A Population Surge That Stress-Tests the Game

A 1.0 launch plus a console release is a perfect storm for player growth. New players, returning veterans, and curious survival fans all log in at once, pushing systems to their limits.

This is where July 25 becomes a proving ground. Blood Moon performance, multiplayer stability, AI pathing, and loot scaling will all be tested at scale, revealing whether the game’s systems can hold up under real pressure rather than controlled Early Access conditions.

Why This Date Changes the Roadmap Forever

Once 1.0 is live, the development conversation changes. Updates shift from foundational rewrites to refinement, expansion, and live-service-style support.

That opens doors to meaningful biome expansions, deeper endgame loops, and more aggressive balance tuning without constantly breaking core systems. It also means modders, server hosts, and content creators finally have a stable platform to build on, extending the game’s lifespan far beyond launch week.

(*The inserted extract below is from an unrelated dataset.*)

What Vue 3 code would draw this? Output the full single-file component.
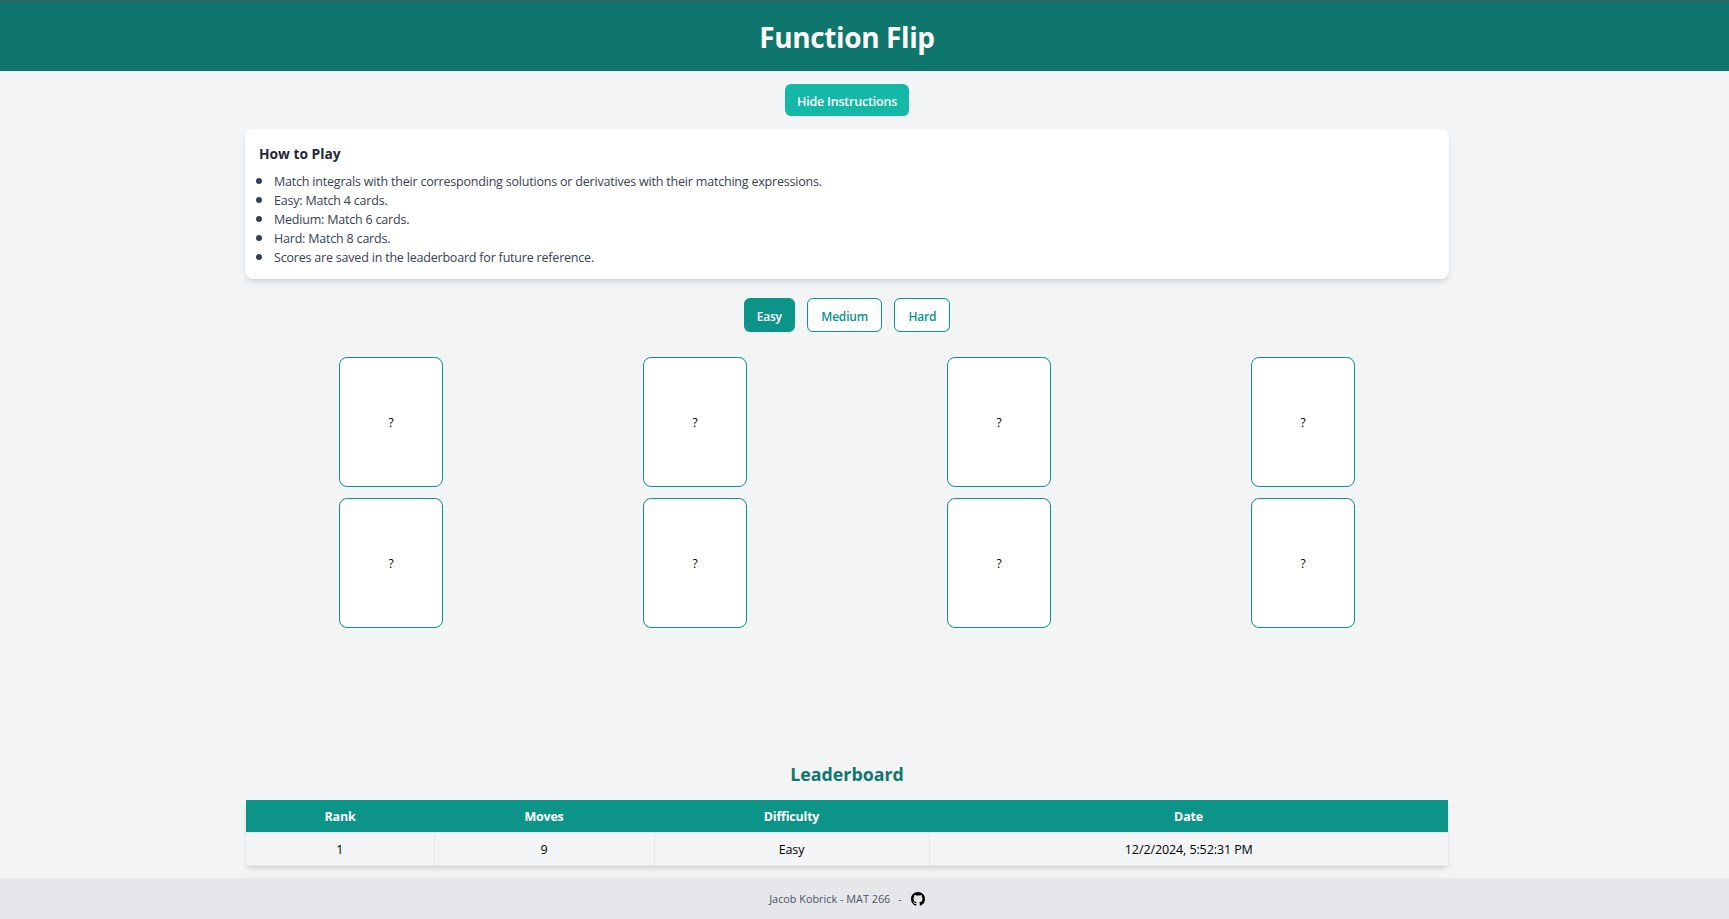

7 Days to Die’s Shot at Genre Relevance Again

The survival genre has evolved fast, with players expecting depth, challenge, and long-term progression. July 25 gives 7 Days to Die a chance to reassert what it does best: tense horde nights, meaningful base design, and a brutal risk-versus-reward loop that still feels unique.

If post-launch support delivers and parity improves as promised, this won’t just be a celebration date. It’ll be the moment 7 Days to Die re-enters the genre conversation as a standard-setter rather than a nostalgic cult favorite.

For players jumping in on day one, the best advice is simple: treat July 25 as the beginning, not the finale. The real story of 7 Days to Die won’t be written at launch, but in how it survives, adapts, and evolves once the blood moon rises on a fully released world.